Source data.

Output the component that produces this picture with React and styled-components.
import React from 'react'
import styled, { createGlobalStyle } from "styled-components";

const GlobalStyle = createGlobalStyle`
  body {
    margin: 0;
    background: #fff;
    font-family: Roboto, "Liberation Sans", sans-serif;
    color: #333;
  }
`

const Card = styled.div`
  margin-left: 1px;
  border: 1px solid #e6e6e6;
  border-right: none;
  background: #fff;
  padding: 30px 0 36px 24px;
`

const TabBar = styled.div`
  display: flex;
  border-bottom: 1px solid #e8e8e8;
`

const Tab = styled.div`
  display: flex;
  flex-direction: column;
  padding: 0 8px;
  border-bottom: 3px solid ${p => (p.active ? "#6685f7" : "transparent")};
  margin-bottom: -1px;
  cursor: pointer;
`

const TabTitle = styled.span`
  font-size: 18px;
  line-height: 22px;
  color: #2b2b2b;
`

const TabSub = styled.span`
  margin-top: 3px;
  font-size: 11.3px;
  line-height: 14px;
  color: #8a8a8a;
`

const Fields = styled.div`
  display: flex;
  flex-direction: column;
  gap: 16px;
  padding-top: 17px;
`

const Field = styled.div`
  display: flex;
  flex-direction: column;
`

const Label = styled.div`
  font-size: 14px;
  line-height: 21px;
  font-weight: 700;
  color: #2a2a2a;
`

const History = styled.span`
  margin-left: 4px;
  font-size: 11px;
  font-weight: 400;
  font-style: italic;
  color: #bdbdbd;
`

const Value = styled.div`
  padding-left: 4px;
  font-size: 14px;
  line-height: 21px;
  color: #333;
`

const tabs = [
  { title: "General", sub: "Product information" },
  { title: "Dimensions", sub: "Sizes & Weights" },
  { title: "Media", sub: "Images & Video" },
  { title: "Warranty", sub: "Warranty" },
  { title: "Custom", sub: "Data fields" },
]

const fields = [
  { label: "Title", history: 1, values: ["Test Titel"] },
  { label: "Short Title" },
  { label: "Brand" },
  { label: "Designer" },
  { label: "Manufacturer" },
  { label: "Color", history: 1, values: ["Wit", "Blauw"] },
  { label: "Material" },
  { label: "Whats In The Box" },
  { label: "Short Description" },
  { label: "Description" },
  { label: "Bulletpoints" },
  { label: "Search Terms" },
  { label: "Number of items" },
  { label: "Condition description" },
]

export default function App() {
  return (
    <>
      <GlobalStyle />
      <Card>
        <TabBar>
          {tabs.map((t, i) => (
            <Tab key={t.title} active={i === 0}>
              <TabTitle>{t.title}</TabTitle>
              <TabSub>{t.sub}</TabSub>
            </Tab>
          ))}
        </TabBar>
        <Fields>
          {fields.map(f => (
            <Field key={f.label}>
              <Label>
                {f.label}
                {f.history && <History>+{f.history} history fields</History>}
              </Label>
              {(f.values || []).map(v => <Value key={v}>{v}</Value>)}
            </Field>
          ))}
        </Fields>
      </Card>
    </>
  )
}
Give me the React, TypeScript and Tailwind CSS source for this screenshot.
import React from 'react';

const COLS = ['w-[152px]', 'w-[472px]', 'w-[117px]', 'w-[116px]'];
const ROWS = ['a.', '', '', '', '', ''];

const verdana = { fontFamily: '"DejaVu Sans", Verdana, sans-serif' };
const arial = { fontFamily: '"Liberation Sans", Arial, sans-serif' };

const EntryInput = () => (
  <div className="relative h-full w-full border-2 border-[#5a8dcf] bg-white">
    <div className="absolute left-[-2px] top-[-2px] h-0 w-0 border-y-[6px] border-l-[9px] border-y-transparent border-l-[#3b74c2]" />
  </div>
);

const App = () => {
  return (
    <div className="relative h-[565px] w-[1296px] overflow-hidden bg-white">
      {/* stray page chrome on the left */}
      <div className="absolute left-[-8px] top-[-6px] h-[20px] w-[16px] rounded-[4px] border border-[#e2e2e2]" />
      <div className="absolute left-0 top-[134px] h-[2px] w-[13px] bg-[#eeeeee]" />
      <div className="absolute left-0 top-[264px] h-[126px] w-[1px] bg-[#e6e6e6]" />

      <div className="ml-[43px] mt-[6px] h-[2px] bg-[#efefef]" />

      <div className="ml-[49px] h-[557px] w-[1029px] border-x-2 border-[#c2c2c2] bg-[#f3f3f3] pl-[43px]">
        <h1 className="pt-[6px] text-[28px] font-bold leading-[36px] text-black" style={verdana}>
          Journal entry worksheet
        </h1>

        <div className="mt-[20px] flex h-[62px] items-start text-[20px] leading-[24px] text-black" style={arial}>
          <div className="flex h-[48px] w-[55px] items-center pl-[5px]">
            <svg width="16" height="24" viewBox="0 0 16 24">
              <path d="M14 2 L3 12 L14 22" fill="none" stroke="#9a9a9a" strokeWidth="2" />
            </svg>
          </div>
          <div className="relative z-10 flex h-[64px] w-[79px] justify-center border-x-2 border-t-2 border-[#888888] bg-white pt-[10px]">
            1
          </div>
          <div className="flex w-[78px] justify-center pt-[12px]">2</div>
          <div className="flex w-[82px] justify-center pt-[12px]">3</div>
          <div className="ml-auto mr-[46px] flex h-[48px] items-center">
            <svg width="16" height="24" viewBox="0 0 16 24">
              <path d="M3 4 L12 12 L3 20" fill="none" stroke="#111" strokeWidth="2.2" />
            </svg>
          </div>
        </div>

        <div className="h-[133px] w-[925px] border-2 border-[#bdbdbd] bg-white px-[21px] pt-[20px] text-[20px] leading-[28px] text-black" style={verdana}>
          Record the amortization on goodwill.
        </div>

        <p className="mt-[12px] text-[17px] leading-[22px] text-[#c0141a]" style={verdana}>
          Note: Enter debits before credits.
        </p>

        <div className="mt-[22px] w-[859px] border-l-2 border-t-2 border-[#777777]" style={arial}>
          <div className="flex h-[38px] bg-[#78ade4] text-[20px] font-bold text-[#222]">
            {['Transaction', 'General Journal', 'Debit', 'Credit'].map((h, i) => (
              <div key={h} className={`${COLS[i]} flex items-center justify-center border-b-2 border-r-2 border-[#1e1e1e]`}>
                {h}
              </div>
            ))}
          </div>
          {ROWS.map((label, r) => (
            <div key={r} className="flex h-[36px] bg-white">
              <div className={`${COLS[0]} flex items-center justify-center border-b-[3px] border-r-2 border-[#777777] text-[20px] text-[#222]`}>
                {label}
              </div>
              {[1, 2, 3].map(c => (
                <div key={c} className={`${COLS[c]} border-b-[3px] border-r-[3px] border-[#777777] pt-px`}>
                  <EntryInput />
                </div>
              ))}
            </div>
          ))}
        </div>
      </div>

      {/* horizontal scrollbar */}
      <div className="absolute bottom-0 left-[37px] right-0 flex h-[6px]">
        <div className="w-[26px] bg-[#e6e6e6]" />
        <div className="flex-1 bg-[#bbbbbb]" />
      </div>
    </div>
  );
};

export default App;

What to produce. Above are the records; retype every one exactly.

Written answer.
Output the component that produces this picture with React and styled-components.
import React from 'react'
import styled, { createGlobalStyle } from "styled-components";

const GlobalStyle = createGlobalStyle`
  body {
    margin: 0;
    background: #fff;
    font-family: Roboto, "Liberation Sans", sans-serif;
    color: #333;
  }
`

const Card = styled.div`
  margin-left: 1px;
  border: 1px solid #e6e6e6;
  border-right: none;
  background: #fff;
  padding: 30px 0 36px 24px;
`

const TabBar = styled.div`
  display: flex;
  border-bottom: 1px solid #e8e8e8;
`

const Tab = styled.div`
  display: flex;
  flex-direction: column;
  padding: 0 8px;
  border-bottom: 3px solid ${p => (p.active ? "#6685f7" : "transparent")};
  margin-bottom: -1px;
  cursor: pointer;
`

const TabTitle = styled.span`
  font-size: 18px;
  line-height: 22px;
  color: #2b2b2b;
`

const TabSub = styled.span`
  margin-top: 3px;
  font-size: 11.3px;
  line-height: 14px;
  color: #8a8a8a;
`

const Fields = styled.div`
  display: flex;
  flex-direction: column;
  gap: 16px;
  padding-top: 17px;
`

const Field = styled.div`
  display: flex;
  flex-direction: column;
`

const Label = styled.div`
  font-size: 14px;
  line-height: 21px;
  font-weight: 700;
  color: #2a2a2a;
`

const History = styled.span`
  margin-left: 4px;
  font-size: 11px;
  font-weight: 400;
  font-style: italic;
  color: #bdbdbd;
`

const Value = styled.div`
  padding-left: 4px;
  font-size: 14px;
  line-height: 21px;
  color: #333;
`

const tabs = [
  { title: "General", sub: "Product information" },
  { title: "Dimensions", sub: "Sizes & Weights" },
  { title: "Media", sub: "Images & Video" },
  { title: "Warranty", sub: "Warranty" },
  { title: "Custom", sub: "Data fields" },
]

const fields = [
  { label: "Title", history: 1, values: ["Test Titel"] },
  { label: "Short Title" },
  { label: "Brand" },
  { label: "Designer" },
  { label: "Manufacturer" },
  { label: "Color", history: 1, values: ["Wit", "Blauw"] },
  { label: "Material" },
  { label: "Whats In The Box" },
  { label: "Short Description" },
  { label: "Description" },
  { label: "Bulletpoints" },
  { label: "Search Terms" },
  { label: "Number of items" },
  { label: "Condition description" },
]

export default function App() {
  return (
    <>
      <GlobalStyle />
      <Card>
        <TabBar>
          {tabs.map((t, i) => (
            <Tab key={t.title} active={i === 0}>
              <TabTitle>{t.title}</TabTitle>
              <TabSub>{t.sub}</TabSub>
            </Tab>
          ))}
        </TabBar>
        <Fields>
          {fields.map(f => (
            <Field key={f.label}>
              <Label>
                {f.label}
                {f.history && <History>+{f.history} history fields</History>}
              </Label>
              {(f.values || []).map(v => <Value key={v}>{v}</Value>)}
            </Field>
          ))}
        </Fields>
      </Card>
    </>
  )
}
Give me the React, TypeScript and Tailwind CSS source for this screenshot.
import React from 'react';

const COLS = ['w-[152px]', 'w-[472px]', 'w-[117px]', 'w-[116px]'];
const ROWS = ['a.', '', '', '', '', ''];

const verdana = { fontFamily: '"DejaVu Sans", Verdana, sans-serif' };
const arial = { fontFamily: '"Liberation Sans", Arial, sans-serif' };

const EntryInput = () => (
  <div className="relative h-full w-full border-2 border-[#5a8dcf] bg-white">
    <div className="absolute left-[-2px] top-[-2px] h-0 w-0 border-y-[6px] border-l-[9px] border-y-transparent border-l-[#3b74c2]" />
  </div>
);

const App = () => {
  return (
    <div className="relative h-[565px] w-[1296px] overflow-hidden bg-white">
      {/* stray page chrome on the left */}
      <div className="absolute left-[-8px] top-[-6px] h-[20px] w-[16px] rounded-[4px] border border-[#e2e2e2]" />
      <div className="absolute left-0 top-[134px] h-[2px] w-[13px] bg-[#eeeeee]" />
      <div className="absolute left-0 top-[264px] h-[126px] w-[1px] bg-[#e6e6e6]" />

      <div className="ml-[43px] mt-[6px] h-[2px] bg-[#efefef]" />

      <div className="ml-[49px] h-[557px] w-[1029px] border-x-2 border-[#c2c2c2] bg-[#f3f3f3] pl-[43px]">
        <h1 className="pt-[6px] text-[28px] font-bold leading-[36px] text-black" style={verdana}>
          Journal entry worksheet
        </h1>

        <div className="mt-[20px] flex h-[62px] items-start text-[20px] leading-[24px] text-black" style={arial}>
          <div className="flex h-[48px] w-[55px] items-center pl-[5px]">
            <svg width="16" height="24" viewBox="0 0 16 24">
              <path d="M14 2 L3 12 L14 22" fill="none" stroke="#9a9a9a" strokeWidth="2" />
            </svg>
          </div>
          <div className="relative z-10 flex h-[64px] w-[79px] justify-center border-x-2 border-t-2 border-[#888888] bg-white pt-[10px]">
            1
          </div>
          <div className="flex w-[78px] justify-center pt-[12px]">2</div>
          <div className="flex w-[82px] justify-center pt-[12px]">3</div>
          <div className="ml-auto mr-[46px] flex h-[48px] items-center">
            <svg width="16" height="24" viewBox="0 0 16 24">
              <path d="M3 4 L12 12 L3 20" fill="none" stroke="#111" strokeWidth="2.2" />
            </svg>
          </div>
        </div>

        <div className="h-[133px] w-[925px] border-2 border-[#bdbdbd] bg-white px-[21px] pt-[20px] text-[20px] leading-[28px] text-black" style={verdana}>
          Record the amortization on goodwill.
        </div>

        <p className="mt-[12px] text-[17px] leading-[22px] text-[#c0141a]" style={verdana}>
          Note: Enter debits before credits.
        </p>

        <div className="mt-[22px] w-[859px] border-l-2 border-t-2 border-[#777777]" style={arial}>
          <div className="flex h-[38px] bg-[#78ade4] text-[20px] font-bold text-[#222]">
            {['Transaction', 'General Journal', 'Debit', 'Credit'].map((h, i) => (
              <div key={h} className={`${COLS[i]} flex items-center justify-center border-b-2 border-r-2 border-[#1e1e1e]`}>
                {h}
              </div>
            ))}
          </div>
          {ROWS.map((label, r) => (
            <div key={r} className="flex h-[36px] bg-white">
              <div className={`${COLS[0]} flex items-center justify-center border-b-[3px] border-r-2 border-[#777777] text-[20px] text-[#222]`}>
                {label}
              </div>
              {[1, 2, 3].map(c => (
                <div key={c} className={`${COLS[c]} border-b-[3px] border-r-[3px] border-[#777777] pt-px`}>
                  <EntryInput />
                </div>
              ))}
            </div>
          ))}
        </div>
      </div>

      {/* horizontal scrollbar */}
      <div className="absolute bottom-0 left-[37px] right-0 flex h-[6px]">
        <div className="w-[26px] bg-[#e6e6e6]" />
        <div className="flex-1 bg-[#bbbbbb]" />
      </div>
    </div>
  );
};

export default App;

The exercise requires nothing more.